Mr. Kabila’s return to Congo, which leaders of M23 also confirmed, comes as the United States is trying to broker a peace agreement between Rwanda and Congo, and simultaneous minerals deals with both countries. The presence in the country of Mr. Kabila, who still wields considerable influence, could complicate these efforts.

“Former President Kabila arrived in Goma on the 25th of this month,” said a spokesman for him, Barnabé Kikayi Bin Karubi. “The reason for his return is clear: to participate in the search of a peaceful settlement of the Congolese crisis.”

In a video address posted on his social media last week, Mr. Kabila accused his successor, President Felix Tshisekedi, of being a dictator.

In Congo’s 2018 presidential election, Mr. Kabila’s chosen candidate to replace him decisively lost, and it appeared as if a prominent critic of the president and opposition politician, Martin Fayulu, had won. But amid allegations of widespread fraud, another opposition candidate was declared the winner — Mr. Tshisekedi, who proceeded to enter into a power-sharing agreement with Mr. Kabila’s party.

That alliance came to an abrupt halt a year later when Mr. Tshisekedi said sharing power was blocking his agenda for reform.

Since then, Mr. Kabila has mostly maintained silence — until this year, when he began signaling his desire to re-enter Congolese politics.

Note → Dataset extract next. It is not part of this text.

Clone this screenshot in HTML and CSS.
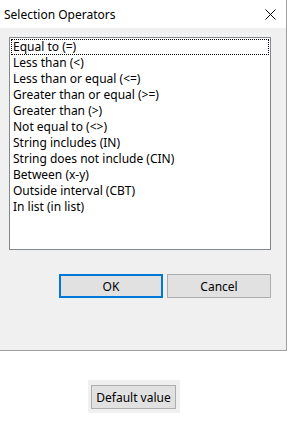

On his arrival in Goma, Mr. Kabila was given an effusive welcome by M23’s political leader, Corneille Nangaa. Mr. Nangaa, a politician turned rebel who lately dresses in military fatigues and regularly excoriates Mr. Tshisekedi, is the same man who, in a previous political life, was president of Congo’s Independent National Electoral Commission when it first declared Mr. Tshisekedi president.